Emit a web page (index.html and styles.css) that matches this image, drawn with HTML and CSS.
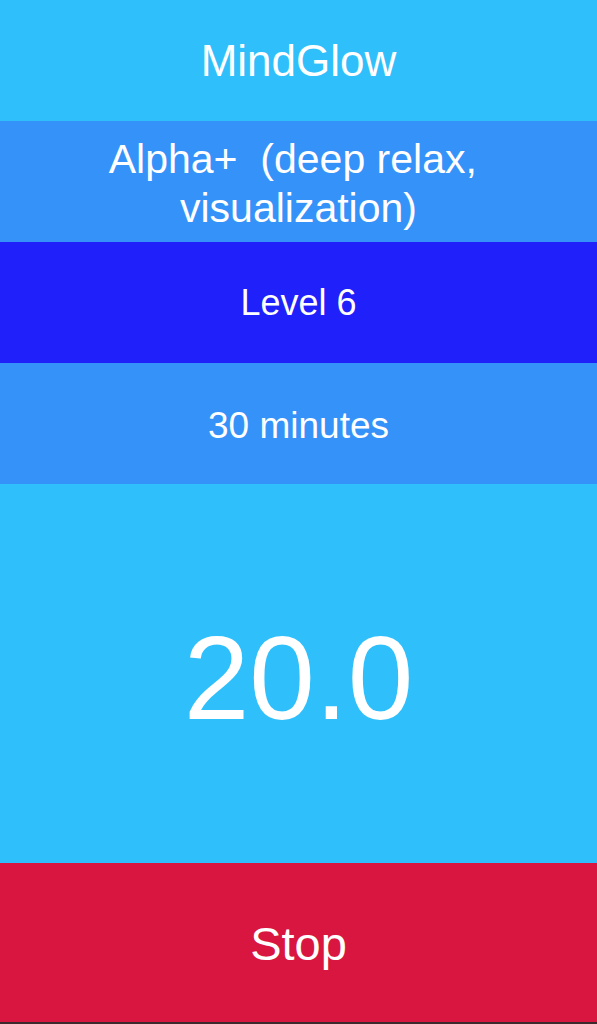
FILE: index.html
```html
<!DOCTYPE html>
<html>
<head>
<meta charset="utf-8">
<link rel="stylesheet" href="styles.css">
</head>
<body>
<main class="app">
  <header class="band band-title">MindGlow</header>
  <div class="band band-mode">Alpha+&nbsp; (deep relax,&nbsp;<br>visualization)</div>
  <div class="band band-level">Level 6</div>
  <div class="band band-duration">30 minutes</div>
  <div class="band band-timer">20.0</div>
  <button class="band band-stop">Stop</button>
  <div class="edge"></div>
</main>
</body>
</html>
```
FILE: styles.css
```css
html, body {
  margin: 0;
  padding: 0;
}
body {
  width: 597px;
  height: 1024px;
  overflow: hidden;
  font-family: "Liberation Sans", Arial, sans-serif;
  color: #ffffff;
}
.app {
  display: flex;
  flex-direction: column;
  height: 1024px;
}
.band {
  display: flex;
  align-items: center;
  justify-content: center;
  text-align: center;
  flex: none;
  box-sizing: border-box;
}
.band-title {
  height: 121px;
  background: #2fbffb;
  font-size: 44px;
}
.band-mode {
  height: 121px;
  padding-top: 4px;
  background: #3592f9;
  font-size: 41px;
  line-height: 49px;
}
.band-level {
  height: 121px;
  background: #2020fb;
  font-size: 36px;
}
.band-duration {
  height: 121px;
  padding-top: 4px;
  background: #3592f9;
  font-size: 37px;
}
.band-timer {
  height: 379px;
  padding-top: 8px;
  background: #2fbffb;
  font-size: 118px;
}
.band-stop {
  height: 159px;
  border: none;
  margin: 0;
  padding: 2px 0 0;
  width: 100%;
  background: #d9163f;
  color: #ffffff;
  font-family: inherit;
  font-size: 47px;
}
.edge {
  height: 2px;
  background: #3a2a2c;
}
```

Description of the task » What is the number of lines that hold the string "index"? Give it alone.

Final result » 2